The definition of my dev container is in my dotfiles repo, and if you examine it, or watch some of the episode replays of our Hands-on SAP Dev show on our SAP Developers YouTube channel, you'll see that I use tmux, an awesome terminal multiplexer. Beyond the obvious and visual superpowers it offers, tmux also surfaces session, window, pane and buffer management to the command line level, which gives me access to them and enables me to make use of them too.
The last part of the context is that the underlying OS in my dev containers is Linux, which means I have a native UNIX based environment in which to work, regardless of the actual physical machine I'm using.
The solution
Because of the context, mainly tmux and a Linux environment, but also the nice way ijq works, the solution was straightforward.
The way ijq works, as I've mentioned also in the comments in the script, is that it uses STDOUT and STDERR to split what it emits.
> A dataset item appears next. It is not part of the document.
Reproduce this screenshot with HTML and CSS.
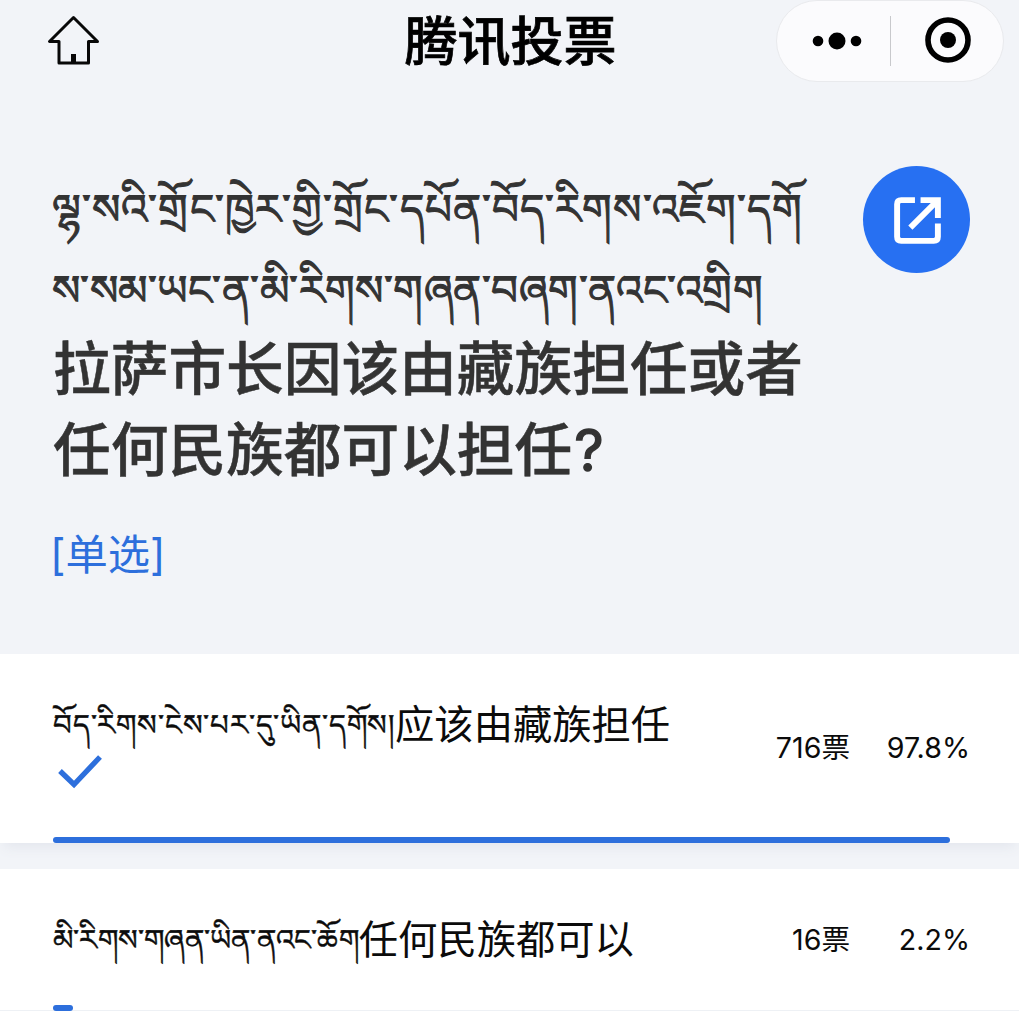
FILE: index.html
```html
<!DOCTYPE html>
<html lang="zh-CN"><head><meta charset="utf-8"><title>腾讯投票</title><link rel="stylesheet" href="styles.css"></head>
<body>
<header class="topbar">
<svg class="home" viewBox="0 0 52 52"><path d="M26.5 2.5 2.5 26.5h9.500v21.500h29.500V26.500h9Z"/><path class="door" d="M26.500 39v9"/></svg>
<h1>腾讯投票</h1>
<div class="capsule"><svg class="dots" viewBox="0 0 50 20"><circle cx="6" cy="10" r="5.300"/><circle cx="25" cy="10" r="8.500"/><circle cx="44" cy="10" r="5.300"/></svg><i class="divider"></i><svg class="target" viewBox="0 0 48 48"><circle cx="24" cy="24" r="20"/><circle class="core" cx="24" cy="24" r="8"/></svg></div>
</header>
<section class="question">
<div class="row"><h2><span class="bo bo1">ལྷ་སའི་གྲོང་ཁྱེར་གྱི་གྲོང་དཔོན་བོད་རིགས་འཇོག་དགོ</span><span class="bo bo2">ས་སམ་ཡང་ན་མི་རིགས་གཞན་བཞག་ནའང་འགྲིག</span><span class="zh">拉萨市长因该由藏族担任或者</span><span class="zh">任何民族都可以担任<b class="mark">?</b></span></h2>
<button class="share" aria-label="分享"><svg viewBox="0 0 52 52"><path d="M23.500 6H10Q6 6 6 10V42Q6 46 10 46H42Q46 46 46 42V29M29 6H46V23.500M44.500 7.500 19 33"/><path class="tip" d="M36 4H48V18Z"/></svg></button></div>
<p class="type">[单选]</p>
</section>
<main>
<article class="option first"><div class="line"><div class="label"><span class="bo bo3">བོད་རིགས་ངེས་པར་དུ་ཡིན་དགོས།</span><span>应该由藏族担任</span></div><span class="votes">716票</span><span class="pct">97.8%</span></div><svg class="check" viewBox="0 0 46 36"><path d="M3 17 17 30.500 43 3"/></svg><div class="bar" style="width:97.8%"></div></article>
<article class="option second"><div class="line"><div class="label"><span class="bo bo4">མི་རིགས་གཞན་ཡིན་ནའང་ཆོག</span><span>任何民族都可以</span></div><span class="votes">16票</span><span class="pct">2.2%</span></div><div class="bar" style="width:2.2%"></div></article>
</main>
</body></html>
```
FILE: styles.css
```css
*{box-sizing:border-box}
body{margin:0;height:1011px;overflow:hidden;background:#f2f4f8;font-family:Inter,"Noto Sans CJK SC",sans-serif;color:#0b0b0b}
.topbar{height:82px;display:grid;grid-template-columns:242px 1fr 242px;align-items:start}
.home{width:52px;height:52px;margin:15px 0 0 47px;fill:none;stroke:#080808;stroke-width:3;stroke-linejoin:round}
.home .door{stroke-width:5}
h1{margin:0 0 0 2px;text-align:center;font-size:53px;line-height:84px;font-weight:500;color:#000;-webkit-text-stroke:.7px #000}
.capsule{width:228px;height:82px;margin-left:-1px;border:1px solid #e9eaed;border-radius:41px;background:#fbfbfd;display:flex;align-items:center}
.dots{width:50px;height:20px;margin-left:35px}
.divider{width:1px;height:50px;background:#c8c9cc;margin-left:28px}
.target{width:48px;height:48px;margin-left:33px;margin-top:-2px;fill:none;stroke:#000;stroke-width:5.6}
.core{fill:#000;stroke:none}
.question{height:572px;padding:84px 49px 0 53px}
.row{display:flex;justify-content:space-between;align-items:flex-start}
h2{margin:0;color:#333;font-size:57.7px;font-weight:500}
h2 span{display:block;height:81px;line-height:83px;white-space:nowrap}
h2 .zh{-webkit-text-stroke:.5px #333}
.mark{font-weight:400;margin-left:2px;-webkit-text-stroke:1.4px #333}
.bo{font-weight:400;white-space:nowrap}
h2 .bo{font-size:42px;line-height:86px;margin-left:-1px;-webkit-text-stroke:1px #333}
h2 .bo1{letter-spacing:1.1px}
h2 .bo2{letter-spacing:.46px}
.share{flex:none;width:107px;height:107px;border:0;border-radius:50%;background:#2770f2;display:flex;align-items:center;justify-content:center;padding:0}
.share svg{width:53px;height:53px;margin:1px 0 0 1px;fill:none;stroke:#fff;stroke-width:5.8}
.share .tip{fill:#fff;stroke:none}
.type{margin:35px 0 0 -3px;font-size:42.3px;line-height:60px;color:#2d6fdc}
.option{background:#fff;padding:0 49px 0 53px;display:flex;flex-direction:column}
.first{height:189px;margin-bottom:26px;box-shadow:0 8px 12px -4px #e3e6ed}
.second{height:142px;border-bottom:1px solid #eef1f5}
.second .bar{position:relative;top:1px}
.line{display:flex;font-size:39.3px}
.label{flex:1;display:flex;line-height:60px;height:100px;padding-top:41px;white-space:nowrap}
.label .bo{font-size:29.1px;-webkit-text-stroke:.5px #111}
.label .bo3{letter-spacing:.82px}
.label .bo4{letter-spacing:.2px}
.votes,.pct{height:100px;font-size:28.6px;line-height:40px;padding-top:74px;text-align:right;margin-right:1px}
.second .votes,.second .pct{padding-top:51px}
.pct{width:119px;margin-right:0}
.check{width:46px;height:36px;margin:0 0 0 4px;display:block;fill:none;stroke:#2d6fdc;stroke-width:5.3}
.bar{height:6px;margin-top:auto;border-radius:3px;background:#2d6fdc}
```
On exiting, it will emit the results of the jq expression to STDOUT (i.e. the data you've grabbed or manipulated with the jq expression) and it will emit the jq expression itself to STDERR. If anything was amiss with the jq expression, it will also add the error detail to STDERR as well as ending on a high return code.
Anyway, to take advantage of tmux and how ijq works, I created a short Bash shell script, currently called zijq (the ABAP developers amongst you will know why). It currently looks like this:
#!/usr/bin/env bash
# Wrapper around ijq to capture the actual jq expression that was used,
# unless it ended in an error. The capture of the expression is into a
# TMUX paste buffer, so this will only be valid in a TMUX session.
# Just exec ijq directly if we're not in a TMUX context
[[ -z $TMUX ]] && exec ijq "$@"
# This is a temporary file to capture the jq expression in
declare tempfile
tempfile="$(mktemp)"
# When ijq ends, the output of the expression is emitted to STDOUT,
# and the expression itself is output to STDERR.
# Run ijq and capture STDERR and the actual RC
declare ijqrc
ijq "$@" 2>"$tempfile"
ijqrc="$?"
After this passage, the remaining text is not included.